> WHAT YOU HAVE TO DO:
Each line in the entries below that holds the string "styles" is to be listed.
======== RECORDS FOR THIS EXERCISE ========
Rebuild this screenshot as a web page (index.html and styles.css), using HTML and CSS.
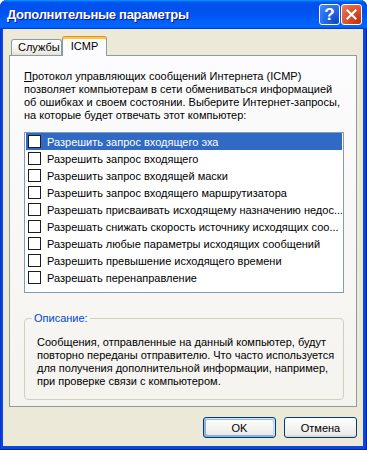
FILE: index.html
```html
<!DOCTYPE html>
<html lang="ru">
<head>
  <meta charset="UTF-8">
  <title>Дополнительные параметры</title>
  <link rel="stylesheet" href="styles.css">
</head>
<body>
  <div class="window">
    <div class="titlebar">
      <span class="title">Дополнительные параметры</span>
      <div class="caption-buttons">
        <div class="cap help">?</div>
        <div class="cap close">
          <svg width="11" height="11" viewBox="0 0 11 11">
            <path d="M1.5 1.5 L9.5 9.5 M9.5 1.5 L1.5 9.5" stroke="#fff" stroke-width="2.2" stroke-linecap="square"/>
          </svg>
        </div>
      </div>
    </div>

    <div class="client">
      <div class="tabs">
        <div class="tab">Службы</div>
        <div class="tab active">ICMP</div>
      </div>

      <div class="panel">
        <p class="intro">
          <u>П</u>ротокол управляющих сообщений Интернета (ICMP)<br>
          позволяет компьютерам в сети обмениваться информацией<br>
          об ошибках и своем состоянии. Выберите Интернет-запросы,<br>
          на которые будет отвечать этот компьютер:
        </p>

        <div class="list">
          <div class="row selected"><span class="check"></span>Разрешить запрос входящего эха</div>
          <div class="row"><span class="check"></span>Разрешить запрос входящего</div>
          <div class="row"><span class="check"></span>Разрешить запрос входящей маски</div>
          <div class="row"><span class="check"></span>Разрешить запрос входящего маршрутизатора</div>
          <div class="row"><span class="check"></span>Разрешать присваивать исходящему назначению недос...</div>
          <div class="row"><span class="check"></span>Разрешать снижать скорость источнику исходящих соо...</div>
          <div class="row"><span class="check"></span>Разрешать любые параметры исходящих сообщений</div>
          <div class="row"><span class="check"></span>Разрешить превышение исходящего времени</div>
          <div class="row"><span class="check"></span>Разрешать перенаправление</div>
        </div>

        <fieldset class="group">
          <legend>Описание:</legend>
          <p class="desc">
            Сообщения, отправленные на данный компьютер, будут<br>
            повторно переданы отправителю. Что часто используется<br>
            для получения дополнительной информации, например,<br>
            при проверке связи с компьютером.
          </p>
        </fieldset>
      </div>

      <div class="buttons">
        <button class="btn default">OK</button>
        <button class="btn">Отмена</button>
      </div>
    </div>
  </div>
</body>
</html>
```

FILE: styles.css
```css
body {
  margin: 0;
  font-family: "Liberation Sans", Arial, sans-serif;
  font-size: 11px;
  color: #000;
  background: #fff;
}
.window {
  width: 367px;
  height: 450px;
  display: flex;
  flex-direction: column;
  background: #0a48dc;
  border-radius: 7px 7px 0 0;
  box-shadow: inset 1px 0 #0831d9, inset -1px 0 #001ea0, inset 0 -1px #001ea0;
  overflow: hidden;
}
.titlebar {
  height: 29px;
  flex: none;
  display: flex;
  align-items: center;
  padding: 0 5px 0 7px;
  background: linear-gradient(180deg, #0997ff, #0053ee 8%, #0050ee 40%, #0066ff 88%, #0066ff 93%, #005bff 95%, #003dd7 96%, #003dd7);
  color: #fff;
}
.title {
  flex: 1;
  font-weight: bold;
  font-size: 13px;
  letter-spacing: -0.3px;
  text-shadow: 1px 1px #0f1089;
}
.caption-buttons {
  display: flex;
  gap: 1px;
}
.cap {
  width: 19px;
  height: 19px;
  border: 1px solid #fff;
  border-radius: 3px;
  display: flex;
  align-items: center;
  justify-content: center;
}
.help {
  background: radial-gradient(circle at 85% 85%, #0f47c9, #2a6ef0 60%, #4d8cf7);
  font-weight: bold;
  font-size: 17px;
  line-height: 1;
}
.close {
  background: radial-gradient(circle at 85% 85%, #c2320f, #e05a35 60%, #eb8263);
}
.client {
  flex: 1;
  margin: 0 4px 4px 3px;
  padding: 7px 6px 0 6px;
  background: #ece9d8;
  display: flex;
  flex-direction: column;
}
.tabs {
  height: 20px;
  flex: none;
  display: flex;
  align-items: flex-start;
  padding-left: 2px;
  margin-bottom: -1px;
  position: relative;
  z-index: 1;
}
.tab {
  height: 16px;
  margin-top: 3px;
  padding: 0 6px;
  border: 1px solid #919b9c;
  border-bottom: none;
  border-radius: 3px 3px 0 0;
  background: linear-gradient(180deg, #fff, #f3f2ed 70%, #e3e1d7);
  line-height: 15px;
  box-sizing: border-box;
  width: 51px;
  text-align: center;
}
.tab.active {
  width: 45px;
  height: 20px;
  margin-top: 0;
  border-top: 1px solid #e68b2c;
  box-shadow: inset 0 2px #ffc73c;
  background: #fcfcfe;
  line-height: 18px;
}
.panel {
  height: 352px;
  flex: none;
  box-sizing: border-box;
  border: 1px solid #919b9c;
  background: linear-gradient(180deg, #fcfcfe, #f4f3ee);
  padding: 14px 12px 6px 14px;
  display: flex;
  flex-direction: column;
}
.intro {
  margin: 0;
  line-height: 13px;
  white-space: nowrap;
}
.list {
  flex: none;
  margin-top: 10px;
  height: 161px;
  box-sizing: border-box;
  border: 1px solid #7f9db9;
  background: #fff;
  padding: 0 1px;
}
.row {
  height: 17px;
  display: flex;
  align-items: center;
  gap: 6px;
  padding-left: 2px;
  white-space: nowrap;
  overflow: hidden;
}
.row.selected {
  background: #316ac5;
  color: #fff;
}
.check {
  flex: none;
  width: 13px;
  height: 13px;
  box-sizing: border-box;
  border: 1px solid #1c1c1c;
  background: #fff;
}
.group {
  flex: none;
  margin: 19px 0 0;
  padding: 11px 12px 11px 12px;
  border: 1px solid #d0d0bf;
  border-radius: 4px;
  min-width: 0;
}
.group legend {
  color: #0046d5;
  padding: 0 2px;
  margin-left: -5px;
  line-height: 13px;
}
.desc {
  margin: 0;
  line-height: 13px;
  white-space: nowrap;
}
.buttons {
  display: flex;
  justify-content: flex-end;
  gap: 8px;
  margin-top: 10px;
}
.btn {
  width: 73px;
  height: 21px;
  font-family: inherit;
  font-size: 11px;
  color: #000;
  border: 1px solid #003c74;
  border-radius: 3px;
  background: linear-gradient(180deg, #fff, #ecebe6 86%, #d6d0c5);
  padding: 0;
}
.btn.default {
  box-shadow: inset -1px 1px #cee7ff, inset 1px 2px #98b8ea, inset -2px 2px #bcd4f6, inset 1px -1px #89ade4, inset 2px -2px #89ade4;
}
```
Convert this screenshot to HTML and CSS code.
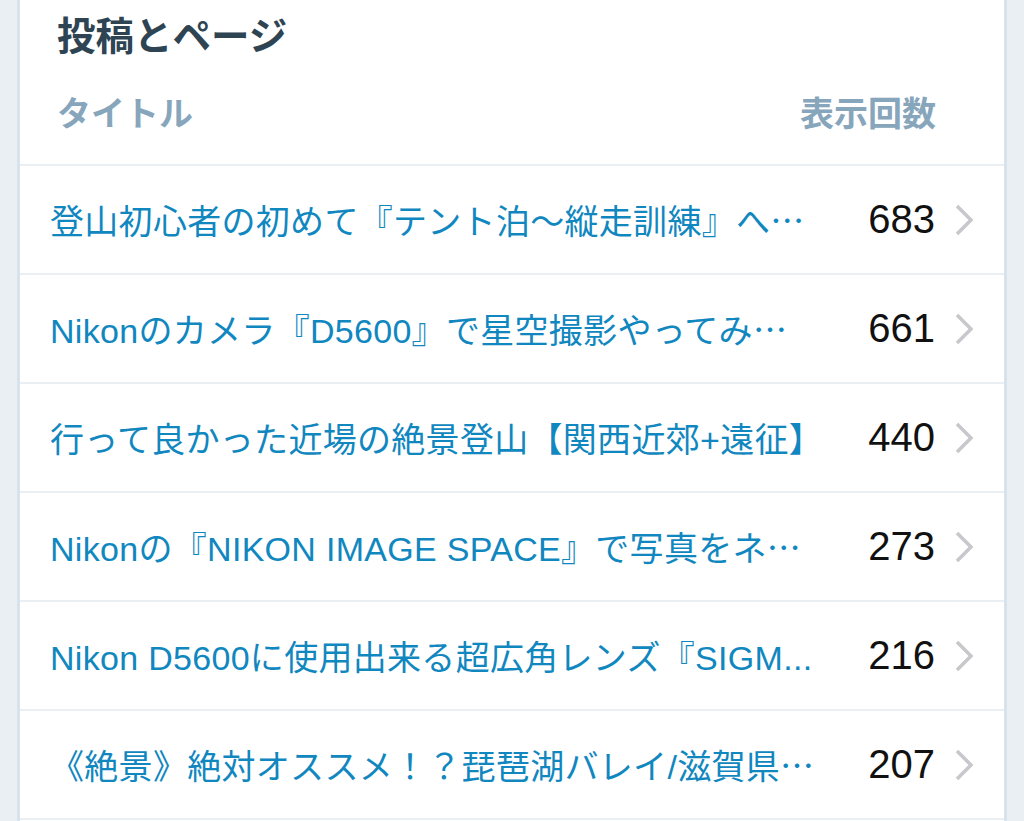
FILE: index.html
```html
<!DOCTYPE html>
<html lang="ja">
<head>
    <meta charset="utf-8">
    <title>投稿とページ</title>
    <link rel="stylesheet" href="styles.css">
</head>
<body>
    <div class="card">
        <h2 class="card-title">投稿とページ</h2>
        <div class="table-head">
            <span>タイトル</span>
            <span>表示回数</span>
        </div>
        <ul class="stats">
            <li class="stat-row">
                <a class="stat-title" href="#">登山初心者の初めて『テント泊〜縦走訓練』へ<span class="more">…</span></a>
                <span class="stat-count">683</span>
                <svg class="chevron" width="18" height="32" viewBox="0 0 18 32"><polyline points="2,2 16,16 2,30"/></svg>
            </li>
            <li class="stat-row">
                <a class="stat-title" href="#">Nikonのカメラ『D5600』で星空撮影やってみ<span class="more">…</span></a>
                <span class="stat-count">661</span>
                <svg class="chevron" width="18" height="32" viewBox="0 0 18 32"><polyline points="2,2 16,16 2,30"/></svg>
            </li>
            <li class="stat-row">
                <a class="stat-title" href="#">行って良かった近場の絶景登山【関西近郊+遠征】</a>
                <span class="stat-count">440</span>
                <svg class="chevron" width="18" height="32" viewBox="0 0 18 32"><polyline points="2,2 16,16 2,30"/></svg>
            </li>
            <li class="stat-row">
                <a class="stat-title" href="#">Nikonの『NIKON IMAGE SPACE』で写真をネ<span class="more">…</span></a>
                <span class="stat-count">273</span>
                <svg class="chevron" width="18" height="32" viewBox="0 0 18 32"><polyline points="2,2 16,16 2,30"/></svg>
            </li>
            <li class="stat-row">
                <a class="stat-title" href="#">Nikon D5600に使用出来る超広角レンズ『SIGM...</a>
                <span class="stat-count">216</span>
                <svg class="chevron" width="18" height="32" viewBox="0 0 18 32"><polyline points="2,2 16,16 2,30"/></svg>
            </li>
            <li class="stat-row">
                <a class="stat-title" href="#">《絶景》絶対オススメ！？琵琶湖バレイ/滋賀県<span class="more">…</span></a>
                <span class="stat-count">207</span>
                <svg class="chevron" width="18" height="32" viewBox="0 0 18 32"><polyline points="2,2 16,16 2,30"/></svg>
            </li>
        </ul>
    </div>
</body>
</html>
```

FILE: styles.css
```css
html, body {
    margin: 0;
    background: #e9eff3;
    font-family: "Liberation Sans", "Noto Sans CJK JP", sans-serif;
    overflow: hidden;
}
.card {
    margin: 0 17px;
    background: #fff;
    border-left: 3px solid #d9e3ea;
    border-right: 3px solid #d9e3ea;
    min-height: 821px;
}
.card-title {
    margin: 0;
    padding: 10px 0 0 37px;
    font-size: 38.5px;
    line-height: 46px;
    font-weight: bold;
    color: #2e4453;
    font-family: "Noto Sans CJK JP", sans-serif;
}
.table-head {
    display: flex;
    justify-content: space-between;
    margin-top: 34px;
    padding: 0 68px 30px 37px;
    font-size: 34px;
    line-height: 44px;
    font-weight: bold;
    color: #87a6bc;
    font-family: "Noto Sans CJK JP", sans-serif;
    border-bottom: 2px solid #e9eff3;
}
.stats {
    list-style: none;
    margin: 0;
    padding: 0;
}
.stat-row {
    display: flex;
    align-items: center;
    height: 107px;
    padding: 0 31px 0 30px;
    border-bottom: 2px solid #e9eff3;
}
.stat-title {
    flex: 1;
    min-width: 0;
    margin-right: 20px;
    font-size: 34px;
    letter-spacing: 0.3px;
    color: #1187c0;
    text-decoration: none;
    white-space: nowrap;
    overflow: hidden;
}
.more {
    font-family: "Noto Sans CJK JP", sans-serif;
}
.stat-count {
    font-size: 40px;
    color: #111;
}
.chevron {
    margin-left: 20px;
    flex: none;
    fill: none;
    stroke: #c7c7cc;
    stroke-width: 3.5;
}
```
========
> RESPONSE TO THIS TASK:
Rebuild this screenshot as a web page (index.html and styles.css), using HTML and CSS.
  <link rel="stylesheet" href="styles.css">
FILE: styles.css
    <link rel="stylesheet" href="styles.css">
FILE: styles.css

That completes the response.